Validation-first tooling helps single-operators cut through noise with scoring, risk flags, and step-by-step next actions. Use Crunchbase when you need to understand the landscape. Use a scoring platform when you need a confident decision and a small, testable MVP plan. The best stack is the one that gets you to your first paying customer with the fewest rabbit holes.
FAQ
Can I validate an idea using only Crunchbase.
You can partially validate by checking whether companies and capital exist in the space, but you will still need buyer signals, pricing references, and channel tests. Crunchbase is strongest for discovery, not for producing a comparative score across multiple ideas.
How do I avoid spending weeks in a research loop as a single-operator.
Set a strict timebox and a scoring framework before you start. Use a day of Crunchbase for market mapping, then switch to a validation tool to create a decision-ready report. If the score is below your threshold, kill the idea and move on within the week.
What signals matter most when comparing two ideas.
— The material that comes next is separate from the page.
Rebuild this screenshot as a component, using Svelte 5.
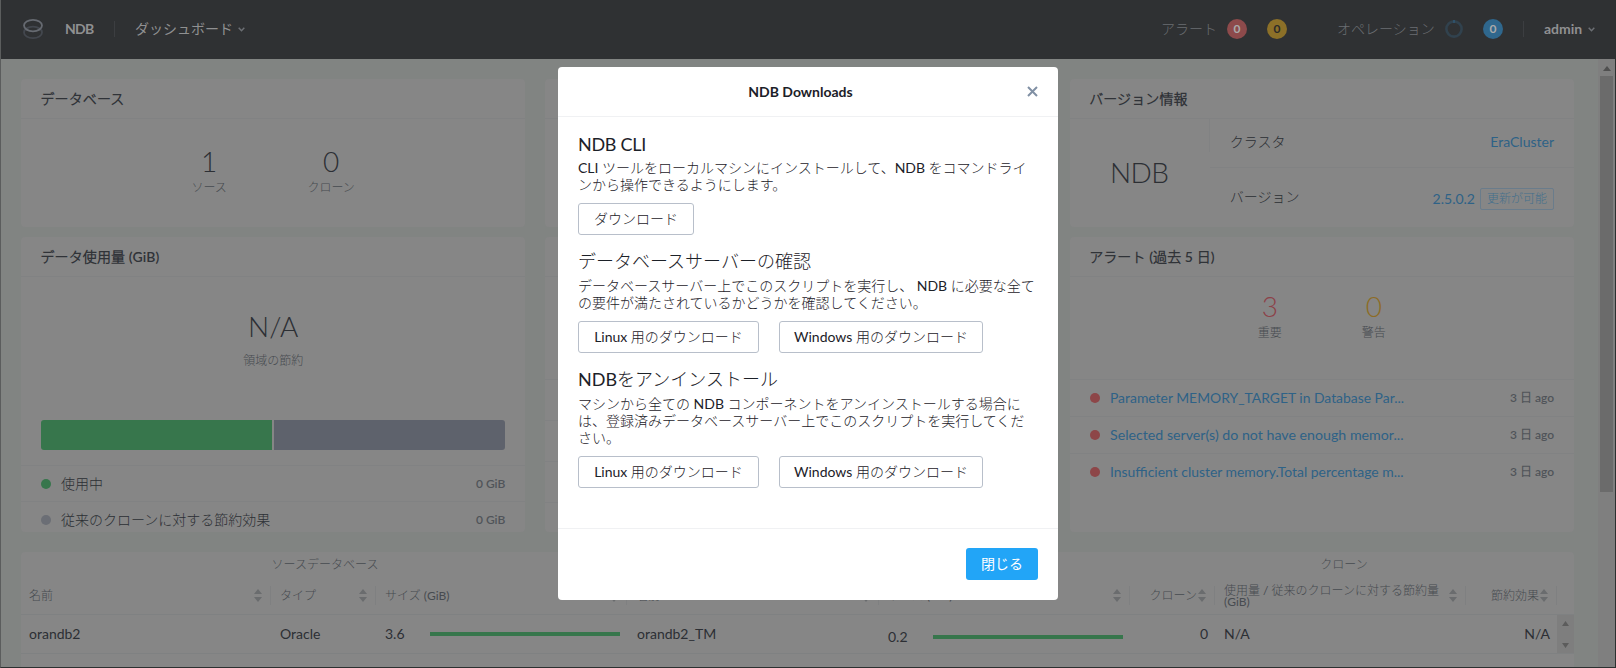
<script>
  const alerts = [
    'Parameter MEMORY_TARGET in Database Par...',
    'Selected server(s) do not have enough memor...',
    'Insufficient cluster memory.Total percentage m...'
  ];
  const widths = [294, 293.5, 293.5];
  const sections = [
    { title: 'NDB CLI', lines: ['CLI ツールをローカルマシンにインストールして、NDB をコマンドライ', 'ンから操作できるようにします。'], buttons: [['ダウンロード', 116]] },
    { title: 'データベースサーバーの確認', lines: ['データベースサーバー上でこのスクリプトを実行し、 NDB に必要な全て', 'の要件が満たされているかどうかを確認してください。'], buttons: [['Linux 用のダウンロード', 181], ['Windows 用のダウンロード', 204]] },
    { title: 'NDBをアンインストール', lines: ['マシンから全ての NDB コンポーネントをアンインストールする場合に', 'は、登録済みデータベースサーバー上でこのスクリプトを実行してくだ', 'さい。'], buttons: [['Linux 用のダウンロード', 181], ['Windows 用のダウンロード', 204]] }
  ];
</script>

{#snippet sort()}
  <svg class="sort" width="8" height="13" viewBox="0 0 8 13"><path d="M4 0 8 5H0zM4 13 0 8H8z" /></svg>
{/snippet}
{#snippet chevron()}
  <svg class="chev" width="7" height="5" viewBox="0 0 7 5"><path d="M.7.7 3.5 3.7 6.3.7" /></svg>
{/snippet}

<div class="app">
  <header class="top">
    <svg class="logo" width="20" height="20" viewBox="0 0 20 20" fill="none" stroke-width="1.8">
      <ellipse cx="10" cy="13.4" rx="9" ry="5.7" stroke="#43474e" />
      <ellipse cx="10" cy="6.6" rx="9" ry="5.7" stroke="#666a71" />
    </svg>
    <b class="brand">NDB</b>
    <i class="vr"></i>
    <span class="page">ダッシュボード</span>{@render chevron()}
    <div class="right">
      <span class="dim">アラート</span><b class="pill red">0</b><b class="pill yellow">0</b>
      <span class="dim ops">オペレーション</span>
      <svg class="ring" width="18" height="18" viewBox="0 0 18 18" fill="none" stroke-width="2.6"><circle cx="9" cy="9" r="7.6" stroke="#31424e" /><path d="M9 0v3" stroke="#2f6388" stroke-width="1" /></svg>
      <b class="pill blue">0</b>
      <i class="vr"></i>
      <b class="admin">admin</b>{@render chevron()}
    </div>
  </header>

  <div class="view">
    <main>
      <div class="cards">
        <section class="card">
          <h2>データベース</h2>
          <div class="stats db">
            <div><strong>1</strong><small>ソース</small></div>
            <div><strong>0</strong><small>クローン</small></div>
          </div>
        </section>
        <section class="card"><h2></h2></section>
        <section class="card">
          <h2>バージョン情報</h2>
          <div class="version">
            <div class="product">NDB</div>
            <i class="short"></i>
            <div class="facts">
              <div class="fact"><span>クラスタ</span><a>EraCluster</a></div>
              <div class="fact second"><span>バージョン</span><a class="num">2.5.0.2</a><em>更新が可能</em></div>
            </div>
          </div>
        </section>
        <section class="card">
          <h2>データ使用量 (GiB)</h2>
          <div class="saving"><strong>N/A</strong><small>領域の節約</small></div>
          <div class="usage"><i></i><i></i></div>
          <div class="legend"><i class="dot green"></i><span>使用中</span><b>0 GiB</b></div>
          <div class="legend"><i class="dot grey"></i><span>従来のクローンに対する節約効果</span><b>0 GiB</b></div>
        </section>
        <section class="card">
          <h2></h2>
          <div class="blank first"></div><div class="blank"></div><div class="blank"></div><div class="blank"></div>
        </section>
        <section class="card">
          <h2>アラート (過去 5 日)</h2>
          <div class="stats al">
            <div><strong class="crit">3</strong><small>重要</small></div>
            <div><strong class="warn">0</strong><small>警告</small></div>
          </div>
          {#each alerts as a, n}
            <div class="alert"><i class="dot redd"></i><svg width="296" height="20"><text x="0" y="15" textLength={widths[n]} lengthAdjust="spacingAndGlyphs">{a}</text></svg><b>3 日 ago</b></div>
          {/each}
        </section>
      </div>

      <div class="table">
        <div class="groups"><span>ソースデータベース</span><span></span><span>クローン</span><span></span></div>
        <div class="grid head">
          <div>名前{@render sort()}</div>
          <div>タイプ{@render sort()}</div>
          <div>サイズ (GiB){@render sort()}</div>
          <div>名前{@render sort()}</div>
          <div>サイズ (GiB){@render sort()}</div>
          <div class="end">クローン{@render sort()}</div>
          <div><span class="two">使用量 / 従来のクローンに対する節約量<br />(GiB)</span>{@render sort()}</div>
          <div class="end">節約効果{@render sort()}</div>
        </div>
        <div class="grid row">
          <div>orandb2</div>
          <div>Oracle</div>
          <div>3.6<i class="bar"></i></div>
          <div class="tm">orandb2_TM</div>
          <div class="low">0.2<i class="bar"></i></div>
          <div class="end">0</div>
          <div>N/A</div>
          <div class="end">N/A</div>
          <div class="mini"><svg width="7" height="27" viewBox="0 0 7 27"><path d="M3.5 0 7 5H0zM3.5 27 0 22H7z" /></svg></div>
        </div>
      </div>
    </main>
    <aside><svg width="8" height="5" viewBox="0 0 8 5"><path d="M4 0 8 5H0z" /></svg><i></i></aside>
  </div>

  <div class="layer">
    <div class="modal">
      <div class="mhead"><b>NDB Downloads</b><svg width="11" height="11" viewBox="0 0 11 11"><path d="M1 1l9 9M10 1 1 10" /></svg></div>
      <div class="mbody">
        {#each sections as s}
          <section>
            <h3>{s.title}</h3>
            <p>{#each s.lines as l}<span>{l}</span>{/each}</p>
            <div class="btns">{#each s.buttons as b}<button style="width:{b[1]}px">{b[0]}</button>{/each}</div>
          </section>
        {/each}
      </div>
      <div class="mfoot"><button>閉じる</button></div>
    </div>
  </div>
</div>

<style>
  :global(body) { margin: 0; background: #828482; }
  * { box-sizing: border-box; }
  .app { position: relative; width: 1616px; height: 668px; overflow: hidden; background: #818482; color: #2c2f34; border: solid #2c3030; border-width: 0 1px 1px 0; border-left: 1px solid #5b5d5d; font: 400 14px/20px Lato, "Noto Sans CJK JP Light", "Noto Sans CJK JP", sans-serif; white-space: nowrap; }
  b { font-weight: 700; }
  i { font-style: normal; display: block; flex: none; }
  svg { flex: none; display: block; }
  .top { height: 59px; background: #2f3133; display: flex; align-items: center; padding: 0 20px 1px 22px; color: #8f9091; }
  .brand { margin-left: 22px; width: 29px; letter-spacing: -.7px; }
  .vr { width: 1px; height: 16px; background: #3c3e41; margin-left: 20px; }
  .page { margin-left: 20px; width: 99px; font-family: Lato, "Noto Sans CJK JP", sans-serif; }
  .chev { margin-left: 4px; fill: none; stroke: #6c6f74; stroke-width: 1.5; }
  .right { margin-left: auto; display: flex; align-items: center; }
  .dim { color: #6b6e72; width: 56px; margin-right: 10px; }
  .ops { width: 98px; margin: 0 10px 0 50px; }
  .pill { width: 20px; height: 20px; border-radius: 50%; text-align: center; font-size: 12px; color: #aaa; }
  .red { background: #8d4a4b; }
  .yellow { background: #8c7028; color: #2b2a28; margin-left: 20px; }
  .blue { background: #2f678d; margin-left: 20px; }
  .admin { margin-left: 20px; width: 39px; }
  .right .chev { margin-left: 5px; }
  .view { display: flex; height: 608px; }
  main { flex: 1; padding: 20px 24px 0 20px; overflow: hidden; }
  aside { width: 17px; background: #7f7f7f; display: flex; flex-direction: column; align-items: center; padding-top: 7px; }
  aside svg { fill: #505050; margin-bottom: 5px; }
  aside i { width: 13px; height: 416px; background: #6b6b6b; }
  .cards { display: grid; grid-template-columns: repeat(3, 1fr); grid-template-rows: 148px 295px; gap: 10px 20px; }
  .card { background: #868686; border-radius: 4px; overflow: hidden; }
  h2 { margin: 0; height: 40px; padding: 0 20px 0 19.5px; line-height: 39px; font-size: 14px; font-weight: 600; letter-spacing: .1px; color: #303338; border-bottom: 1px solid #818283; }
  strong { display: block; font-size: 28px; line-height: 30px; font-weight: 300; }
  small { display: block; font-size: 12px; line-height: 16px; color: #474b50; }
  .stats { display: flex; justify-content: center; text-align: center; }
  .stats div { width: 122px; }
  .db { padding: 27px 6px 0 0; }
  .db small { margin-top: 4px; }
  .al { height: 102px; padding-top: 14px; }
  .al div { width: 104px; }
  .al small { margin-top: 4px; }
  .crit { color: #8d4148; }
  .warn { color: #8d6c25; }
  .version { display: flex; height: 108px; }
  .product { width: 139px; text-align: center; padding: 33px 0 0; font-size: 28px; font-weight: 300; line-height: 40px; letter-spacing: -.6px; }
  .short { width: 1px; height: 33px; background: #818283; }
  .facts { flex: 1; }
  .fact { display: flex; align-items: center; height: 49px; padding: 0 20px 2px; border-bottom: 1px solid #818283; }
  .fact span { margin-right: auto; }
  .second { height: 59px; border: 0; padding: 2px 20px 0; }
  .second span { padding-bottom: 3px; }
  a { color: #2e6287; }
  em { font-style: normal; font-size: 12px; line-height: 20px; color: #436f8c; border: 1px solid #6a7c8b; border-radius: 2px; width: 74px; text-align: center; margin-left: 5px; }
  .saving { height: 143px; padding-top: 34px; text-align: center; }
  .saving small { margin-top: 12px; }
  .usage { display: flex; gap: 2px; margin: 0 20px 15px; height: 30px; border-radius: 3px; overflow: hidden; }
  .usage i { flex: 1; background: #37764c; }
  .usage i + i { background: #5e626c; }
  .legend, .alert { display: flex; align-items: center; height: 36px; border-top: 1px solid #818283; padding: 0 20px; }
  .legend span { margin-left: 10px; }
  .legend b, .alert b { margin-left: auto; font-size: 12px; font-weight: 600; color: #505459; }
  .alert { height: 37px; }
  .alert svg { margin-left: 10px; overflow: visible; }
  .alert text { fill: #2e6287; }
  .dot { width: 10px; height: 10px; border-radius: 50%; }
  .green { background: #37764c; }
  .grey { background: #6b6e75; }
  .redd { background: #8d4648; }
  .blank { height: 41px; border-top: 1px solid #818283; }
  .first { margin-top: 102px; }
  .table { margin-top: 20px; height: 140px; background: #868686; border-radius: 4px; }
  .groups { display: grid; grid-template-columns: 608px 588px 342px 17px; height: 26px; line-height: 26px; text-align: center; font-size: 12px; color: #474b50; }
  .groups span:nth-child(3) { padding-right: 88px; }
  .grid { display: grid; grid-template-columns: 250px 105px 251px 252px 251px 85px 251px 91px 17px; }
  .grid > div { display: flex; align-items: center; }
  .head { height: 37px; font-size: 12px; color: #474b50; border-bottom: 1px solid #7f8182; }
  .head > div { height: 19px; margin-top: 8px; border-right: 1px solid #7f8081; padding: 0 8px 0 9px; justify-content: space-between; }
  .head > div:first-child, .row > div:first-child { padding-left: 8px; }
  .head > .end { justify-content: flex-end; gap: 1px; }
  .two { line-height: 11px; }
  .sort { fill: #6a6c6e; }
  .row { height: 39px; border-bottom: 1px solid #7f8182; }
  .row > div { padding-left: 9px; }
  .row > .tm { padding-left: 10px; }
  .row > .end { justify-content: flex-end; padding-right: 7px; }
  .row > .low { padding-top: 5px; }
  .bar { width: 190px; height: 4px; margin-left: auto; margin-right: 7px; background: #37764c; }
  .row > .mini { background: #7e7e7e; padding: 0; justify-content: center; }
  .mini svg { fill: #5c5c5c; }
  .layer { position: absolute; inset: 0; padding: 67px 0 0 557px; }
  .modal { width: 500px; height: 533px; background: #fff; border-radius: 4px; color: #1c2128; display: flex; flex-direction: column; }
  .mhead { height: 50px; border-bottom: 1px solid #f0f1f3; display: flex; align-items: center; justify-content: flex-end; padding: 0 20px; }
  .mhead b { flex: 1; text-align: center; padding-right: 4px; }
  .mhead svg { stroke: #8090a4; stroke-width: 2; fill: none; }
  .mbody { flex: 1; padding: 18px 20px 0; }
  h3 { margin: 0; font-size: 18px; line-height: 18px; font-weight: 400; }
  p { margin: 7px 0 10px; line-height: 17px; }
  p span { display: block; height: 17px; }
  .mbody section { margin-bottom: 17px; }
  .mbody section:first-child p { margin: 6px 0 10px; }
  .mbody section:first-child h3 { letter-spacing: -.3px; }
  .btns { display: flex; gap: 20px; }
  button { font: inherit; font-size: 14px; line-height: 28px; height: 32px; padding: 0; border: 1px solid #b8bfca; border-radius: 3px; background: #fff; color: #1c2128; }
  .mfoot { height: 72px; border-top: 1px solid #f0f1f3; padding: 19px 20px; text-align: right; }
  .mfoot button { width: 72px; background: #22a5f7; border: 0; color: #fff; font-family: Lato, "Noto Sans CJK JP", sans-serif; }
</style>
Prioritize urgency, clear willingness to pay, and a reachable channel. Look for competitor gaps such as weak integrations, poor onboarding, or misaligned pricing. Deprioritize ideas that rely on supply-side network effects you cannot bootstrap as a solo founder.
Where does a validation platform get its edge over a company intelligence database.
It focuses on synthesis and actionability. Instead of lists, you get a score with weighted criteria, risk notes, and concrete next steps. That is better suited to solo-founders who need to decide and build, not just research.
What is the best way to combine tools without overspending.
Run short, purposeful sprints. Keep a flexible month-to-month subscription for Crunchbase when you are mapping, then pause it. Maintain access to a validation platform when you are actively selecting and testing ideas. The result is higher signal density for every dollar and hour you invest.